● Dataset content
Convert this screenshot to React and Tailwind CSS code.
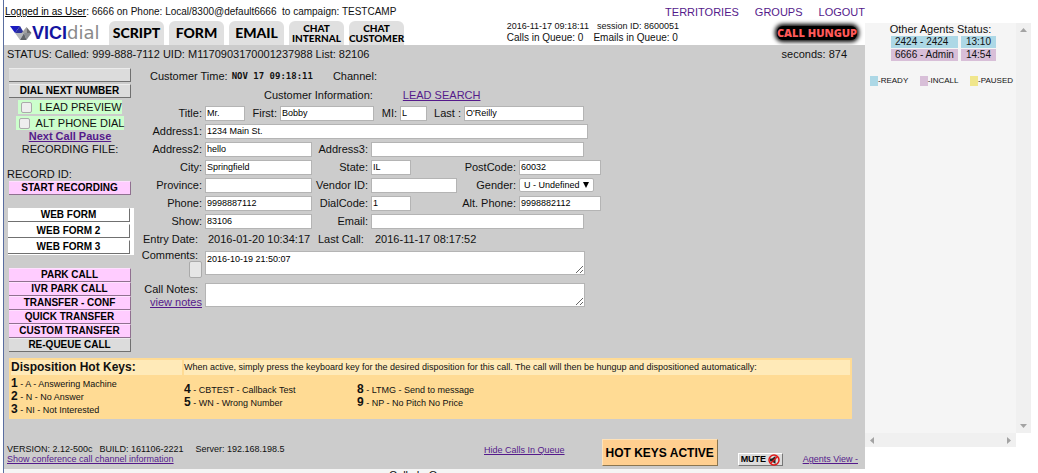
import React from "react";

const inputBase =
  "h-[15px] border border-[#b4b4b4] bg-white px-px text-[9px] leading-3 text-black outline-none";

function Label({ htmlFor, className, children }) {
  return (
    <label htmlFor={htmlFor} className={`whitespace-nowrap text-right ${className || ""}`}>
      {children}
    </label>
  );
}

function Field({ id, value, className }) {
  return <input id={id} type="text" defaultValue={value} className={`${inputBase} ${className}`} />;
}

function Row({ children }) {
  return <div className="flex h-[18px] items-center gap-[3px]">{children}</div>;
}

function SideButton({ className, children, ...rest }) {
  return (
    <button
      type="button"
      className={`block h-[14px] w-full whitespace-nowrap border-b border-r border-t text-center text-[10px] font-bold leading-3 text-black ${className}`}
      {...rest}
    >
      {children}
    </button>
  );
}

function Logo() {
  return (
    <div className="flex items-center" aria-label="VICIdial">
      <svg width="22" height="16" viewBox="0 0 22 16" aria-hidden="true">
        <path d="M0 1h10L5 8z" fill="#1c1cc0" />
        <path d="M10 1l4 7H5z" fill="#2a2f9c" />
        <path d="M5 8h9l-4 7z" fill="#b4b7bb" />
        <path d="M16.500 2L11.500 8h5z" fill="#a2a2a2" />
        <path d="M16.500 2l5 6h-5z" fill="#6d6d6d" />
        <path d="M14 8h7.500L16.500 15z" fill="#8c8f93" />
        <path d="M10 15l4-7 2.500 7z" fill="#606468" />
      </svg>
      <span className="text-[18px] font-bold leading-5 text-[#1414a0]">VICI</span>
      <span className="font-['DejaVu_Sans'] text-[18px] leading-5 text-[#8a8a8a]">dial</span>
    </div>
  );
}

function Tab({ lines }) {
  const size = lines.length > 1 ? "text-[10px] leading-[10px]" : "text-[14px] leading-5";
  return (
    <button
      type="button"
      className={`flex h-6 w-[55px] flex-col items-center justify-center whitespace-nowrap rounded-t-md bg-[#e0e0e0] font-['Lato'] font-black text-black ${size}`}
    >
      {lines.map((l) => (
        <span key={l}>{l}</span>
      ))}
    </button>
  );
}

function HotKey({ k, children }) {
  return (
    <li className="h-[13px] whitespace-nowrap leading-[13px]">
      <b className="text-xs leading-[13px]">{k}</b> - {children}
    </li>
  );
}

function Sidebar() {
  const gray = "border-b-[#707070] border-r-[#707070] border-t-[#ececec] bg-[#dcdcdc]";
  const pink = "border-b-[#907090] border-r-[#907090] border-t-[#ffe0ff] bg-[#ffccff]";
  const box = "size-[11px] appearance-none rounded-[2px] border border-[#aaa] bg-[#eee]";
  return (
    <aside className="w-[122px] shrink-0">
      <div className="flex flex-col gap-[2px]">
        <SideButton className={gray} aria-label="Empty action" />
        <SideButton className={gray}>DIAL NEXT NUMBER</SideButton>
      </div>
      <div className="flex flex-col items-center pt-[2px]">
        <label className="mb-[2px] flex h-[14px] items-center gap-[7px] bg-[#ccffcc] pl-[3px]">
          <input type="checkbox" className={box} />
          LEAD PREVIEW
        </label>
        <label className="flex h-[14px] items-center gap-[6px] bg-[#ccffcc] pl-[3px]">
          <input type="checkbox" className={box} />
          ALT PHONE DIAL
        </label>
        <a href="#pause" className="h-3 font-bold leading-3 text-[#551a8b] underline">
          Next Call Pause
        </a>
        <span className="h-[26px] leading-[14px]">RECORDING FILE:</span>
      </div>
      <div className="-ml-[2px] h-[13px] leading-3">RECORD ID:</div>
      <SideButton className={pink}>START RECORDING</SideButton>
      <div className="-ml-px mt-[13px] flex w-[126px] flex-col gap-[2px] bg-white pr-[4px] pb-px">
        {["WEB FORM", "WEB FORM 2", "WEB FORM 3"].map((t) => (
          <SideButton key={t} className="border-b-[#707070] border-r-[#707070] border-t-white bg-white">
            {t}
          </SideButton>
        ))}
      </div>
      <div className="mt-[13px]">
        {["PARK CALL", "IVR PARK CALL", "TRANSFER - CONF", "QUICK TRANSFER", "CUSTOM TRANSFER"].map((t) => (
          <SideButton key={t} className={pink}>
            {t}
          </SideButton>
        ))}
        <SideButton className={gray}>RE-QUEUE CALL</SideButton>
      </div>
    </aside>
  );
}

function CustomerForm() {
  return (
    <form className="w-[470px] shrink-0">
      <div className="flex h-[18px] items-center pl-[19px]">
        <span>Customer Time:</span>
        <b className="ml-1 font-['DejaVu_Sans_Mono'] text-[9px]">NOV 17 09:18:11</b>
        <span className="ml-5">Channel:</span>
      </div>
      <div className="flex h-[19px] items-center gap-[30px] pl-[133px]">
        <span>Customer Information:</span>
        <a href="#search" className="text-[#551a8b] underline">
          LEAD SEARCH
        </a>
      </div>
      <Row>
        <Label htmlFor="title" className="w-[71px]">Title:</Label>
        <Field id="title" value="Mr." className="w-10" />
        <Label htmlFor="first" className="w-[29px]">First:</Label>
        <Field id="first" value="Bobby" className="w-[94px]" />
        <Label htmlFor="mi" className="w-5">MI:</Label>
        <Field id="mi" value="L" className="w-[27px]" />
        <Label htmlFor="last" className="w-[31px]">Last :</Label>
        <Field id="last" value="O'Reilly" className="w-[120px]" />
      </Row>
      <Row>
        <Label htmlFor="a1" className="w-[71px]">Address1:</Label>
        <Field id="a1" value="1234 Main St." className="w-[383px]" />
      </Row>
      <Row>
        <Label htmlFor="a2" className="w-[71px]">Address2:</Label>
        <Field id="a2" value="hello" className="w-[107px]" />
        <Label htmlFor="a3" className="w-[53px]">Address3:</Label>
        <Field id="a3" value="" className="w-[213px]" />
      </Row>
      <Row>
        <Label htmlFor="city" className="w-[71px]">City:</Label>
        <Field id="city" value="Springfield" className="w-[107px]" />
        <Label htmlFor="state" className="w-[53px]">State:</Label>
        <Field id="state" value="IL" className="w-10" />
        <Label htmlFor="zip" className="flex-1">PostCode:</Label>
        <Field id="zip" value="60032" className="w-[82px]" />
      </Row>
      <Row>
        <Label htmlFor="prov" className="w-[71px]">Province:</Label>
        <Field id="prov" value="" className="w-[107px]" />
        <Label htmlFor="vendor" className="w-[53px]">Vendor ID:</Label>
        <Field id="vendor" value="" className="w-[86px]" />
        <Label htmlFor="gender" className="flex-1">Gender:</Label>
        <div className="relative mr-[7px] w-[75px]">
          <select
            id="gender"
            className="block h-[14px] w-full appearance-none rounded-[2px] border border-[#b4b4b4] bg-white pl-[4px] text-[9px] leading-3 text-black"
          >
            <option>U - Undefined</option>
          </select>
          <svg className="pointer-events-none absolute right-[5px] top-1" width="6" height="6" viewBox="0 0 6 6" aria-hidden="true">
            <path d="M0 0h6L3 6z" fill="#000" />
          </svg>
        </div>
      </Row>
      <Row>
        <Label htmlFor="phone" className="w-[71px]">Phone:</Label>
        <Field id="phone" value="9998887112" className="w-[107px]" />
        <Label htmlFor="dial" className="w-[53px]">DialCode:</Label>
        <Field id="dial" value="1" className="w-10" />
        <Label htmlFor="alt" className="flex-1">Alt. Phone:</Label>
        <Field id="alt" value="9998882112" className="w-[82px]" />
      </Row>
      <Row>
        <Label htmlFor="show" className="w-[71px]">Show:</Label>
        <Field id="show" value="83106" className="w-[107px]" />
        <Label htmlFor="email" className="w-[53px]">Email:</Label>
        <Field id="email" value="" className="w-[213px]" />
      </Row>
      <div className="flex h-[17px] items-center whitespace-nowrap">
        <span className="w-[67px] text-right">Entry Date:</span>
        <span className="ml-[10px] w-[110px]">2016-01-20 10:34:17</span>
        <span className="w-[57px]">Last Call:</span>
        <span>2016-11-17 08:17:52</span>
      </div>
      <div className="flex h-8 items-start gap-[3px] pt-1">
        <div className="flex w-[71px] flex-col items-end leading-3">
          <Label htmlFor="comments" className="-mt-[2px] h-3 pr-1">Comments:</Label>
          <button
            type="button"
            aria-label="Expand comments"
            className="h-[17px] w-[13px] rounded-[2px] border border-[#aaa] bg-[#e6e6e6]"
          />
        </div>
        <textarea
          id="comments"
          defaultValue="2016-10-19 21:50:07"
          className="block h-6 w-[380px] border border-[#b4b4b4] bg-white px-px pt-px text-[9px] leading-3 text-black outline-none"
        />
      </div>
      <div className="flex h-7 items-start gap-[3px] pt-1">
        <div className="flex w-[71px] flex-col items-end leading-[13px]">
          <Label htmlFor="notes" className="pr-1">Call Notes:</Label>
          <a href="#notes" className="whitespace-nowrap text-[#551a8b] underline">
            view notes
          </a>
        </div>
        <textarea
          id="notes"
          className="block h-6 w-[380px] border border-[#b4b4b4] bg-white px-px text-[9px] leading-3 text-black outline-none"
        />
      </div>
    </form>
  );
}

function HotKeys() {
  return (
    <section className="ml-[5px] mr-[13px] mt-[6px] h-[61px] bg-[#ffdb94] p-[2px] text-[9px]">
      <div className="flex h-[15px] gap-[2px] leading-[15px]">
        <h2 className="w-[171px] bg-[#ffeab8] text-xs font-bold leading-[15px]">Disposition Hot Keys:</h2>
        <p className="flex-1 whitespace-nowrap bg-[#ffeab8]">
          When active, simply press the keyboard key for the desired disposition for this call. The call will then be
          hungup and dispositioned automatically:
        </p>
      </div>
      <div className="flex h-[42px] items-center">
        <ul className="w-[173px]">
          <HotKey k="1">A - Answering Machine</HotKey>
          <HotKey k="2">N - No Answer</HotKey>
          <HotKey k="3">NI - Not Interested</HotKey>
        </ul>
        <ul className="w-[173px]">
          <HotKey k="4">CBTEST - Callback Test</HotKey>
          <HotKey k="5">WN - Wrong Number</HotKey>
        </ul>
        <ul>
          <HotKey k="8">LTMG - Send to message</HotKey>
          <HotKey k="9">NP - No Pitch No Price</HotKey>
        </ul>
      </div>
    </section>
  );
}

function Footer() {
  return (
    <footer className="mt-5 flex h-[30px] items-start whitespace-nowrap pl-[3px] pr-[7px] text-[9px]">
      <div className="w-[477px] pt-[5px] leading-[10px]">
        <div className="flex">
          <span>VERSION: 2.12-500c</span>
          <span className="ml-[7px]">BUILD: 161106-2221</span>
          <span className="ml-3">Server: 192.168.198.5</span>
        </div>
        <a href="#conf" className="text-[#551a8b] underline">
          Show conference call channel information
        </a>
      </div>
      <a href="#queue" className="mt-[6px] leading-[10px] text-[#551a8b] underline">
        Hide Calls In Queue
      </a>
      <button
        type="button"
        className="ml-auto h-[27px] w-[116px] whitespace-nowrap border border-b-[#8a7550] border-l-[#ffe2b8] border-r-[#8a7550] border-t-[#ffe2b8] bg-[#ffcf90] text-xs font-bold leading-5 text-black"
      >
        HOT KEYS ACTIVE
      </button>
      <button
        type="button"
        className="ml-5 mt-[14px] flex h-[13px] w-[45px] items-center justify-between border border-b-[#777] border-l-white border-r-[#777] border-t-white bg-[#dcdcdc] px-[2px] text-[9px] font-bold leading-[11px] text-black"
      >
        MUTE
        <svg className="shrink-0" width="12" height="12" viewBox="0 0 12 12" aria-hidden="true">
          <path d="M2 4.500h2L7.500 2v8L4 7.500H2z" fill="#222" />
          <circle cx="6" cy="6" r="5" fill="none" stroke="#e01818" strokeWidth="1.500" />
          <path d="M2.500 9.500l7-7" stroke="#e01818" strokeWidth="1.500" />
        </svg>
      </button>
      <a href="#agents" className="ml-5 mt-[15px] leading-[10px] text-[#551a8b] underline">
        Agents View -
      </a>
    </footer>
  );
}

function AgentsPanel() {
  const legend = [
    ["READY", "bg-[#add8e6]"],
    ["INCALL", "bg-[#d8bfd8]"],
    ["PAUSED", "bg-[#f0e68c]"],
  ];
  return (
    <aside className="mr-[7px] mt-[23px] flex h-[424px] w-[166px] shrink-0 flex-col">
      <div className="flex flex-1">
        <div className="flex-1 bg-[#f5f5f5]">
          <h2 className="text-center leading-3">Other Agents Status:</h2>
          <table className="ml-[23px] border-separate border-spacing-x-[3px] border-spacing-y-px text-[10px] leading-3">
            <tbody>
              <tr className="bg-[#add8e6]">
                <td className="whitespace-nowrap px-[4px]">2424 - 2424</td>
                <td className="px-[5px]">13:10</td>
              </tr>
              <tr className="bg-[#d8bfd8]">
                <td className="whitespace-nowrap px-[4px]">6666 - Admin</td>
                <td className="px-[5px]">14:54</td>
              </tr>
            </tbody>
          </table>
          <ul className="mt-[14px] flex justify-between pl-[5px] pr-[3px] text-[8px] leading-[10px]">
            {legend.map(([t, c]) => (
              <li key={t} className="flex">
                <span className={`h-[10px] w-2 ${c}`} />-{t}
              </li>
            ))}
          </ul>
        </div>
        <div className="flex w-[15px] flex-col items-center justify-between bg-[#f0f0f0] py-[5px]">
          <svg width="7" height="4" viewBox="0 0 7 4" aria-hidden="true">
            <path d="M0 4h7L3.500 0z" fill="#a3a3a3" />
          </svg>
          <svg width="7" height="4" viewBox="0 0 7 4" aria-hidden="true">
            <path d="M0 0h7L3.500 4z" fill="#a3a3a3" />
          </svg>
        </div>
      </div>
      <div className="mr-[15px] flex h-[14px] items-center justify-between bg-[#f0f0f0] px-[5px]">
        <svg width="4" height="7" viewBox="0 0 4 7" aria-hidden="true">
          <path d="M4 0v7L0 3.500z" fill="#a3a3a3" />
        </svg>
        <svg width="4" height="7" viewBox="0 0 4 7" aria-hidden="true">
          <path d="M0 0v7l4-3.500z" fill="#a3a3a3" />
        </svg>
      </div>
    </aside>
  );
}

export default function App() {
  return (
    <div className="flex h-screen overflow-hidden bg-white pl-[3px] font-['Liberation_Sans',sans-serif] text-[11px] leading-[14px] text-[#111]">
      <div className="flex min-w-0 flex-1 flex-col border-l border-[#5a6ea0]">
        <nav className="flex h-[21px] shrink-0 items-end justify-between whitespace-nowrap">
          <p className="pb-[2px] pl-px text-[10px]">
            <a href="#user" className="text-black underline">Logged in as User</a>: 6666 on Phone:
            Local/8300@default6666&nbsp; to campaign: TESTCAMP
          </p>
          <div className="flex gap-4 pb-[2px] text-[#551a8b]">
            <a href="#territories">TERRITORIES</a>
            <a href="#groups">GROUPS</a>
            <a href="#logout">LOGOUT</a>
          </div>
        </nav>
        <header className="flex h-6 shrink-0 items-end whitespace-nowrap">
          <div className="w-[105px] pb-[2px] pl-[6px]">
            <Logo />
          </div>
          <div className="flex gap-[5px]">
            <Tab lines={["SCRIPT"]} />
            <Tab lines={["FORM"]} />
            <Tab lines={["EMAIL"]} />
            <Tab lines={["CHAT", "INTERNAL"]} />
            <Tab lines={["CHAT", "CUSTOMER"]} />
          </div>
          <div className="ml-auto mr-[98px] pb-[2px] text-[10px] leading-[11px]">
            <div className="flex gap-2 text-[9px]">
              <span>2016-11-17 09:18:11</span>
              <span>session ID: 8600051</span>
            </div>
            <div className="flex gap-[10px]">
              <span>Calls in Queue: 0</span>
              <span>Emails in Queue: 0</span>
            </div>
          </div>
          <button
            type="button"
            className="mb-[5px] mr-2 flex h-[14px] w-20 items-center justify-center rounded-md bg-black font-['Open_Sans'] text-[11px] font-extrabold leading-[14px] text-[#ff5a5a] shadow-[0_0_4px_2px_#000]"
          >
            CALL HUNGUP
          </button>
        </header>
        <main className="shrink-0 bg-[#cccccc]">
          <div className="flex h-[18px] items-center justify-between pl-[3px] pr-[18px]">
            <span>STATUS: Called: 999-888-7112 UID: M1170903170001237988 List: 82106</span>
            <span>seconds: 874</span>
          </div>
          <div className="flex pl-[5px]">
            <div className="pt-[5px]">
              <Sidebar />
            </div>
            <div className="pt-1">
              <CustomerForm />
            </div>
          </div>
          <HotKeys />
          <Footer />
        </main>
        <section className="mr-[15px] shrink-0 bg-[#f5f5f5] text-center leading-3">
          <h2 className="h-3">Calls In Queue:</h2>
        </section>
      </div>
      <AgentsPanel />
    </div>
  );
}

● Stated task
Using the listing, collect all lines in which the string "React" is found.

● Response
Convert this screenshot to React and Tailwind CSS code.
import React from "react";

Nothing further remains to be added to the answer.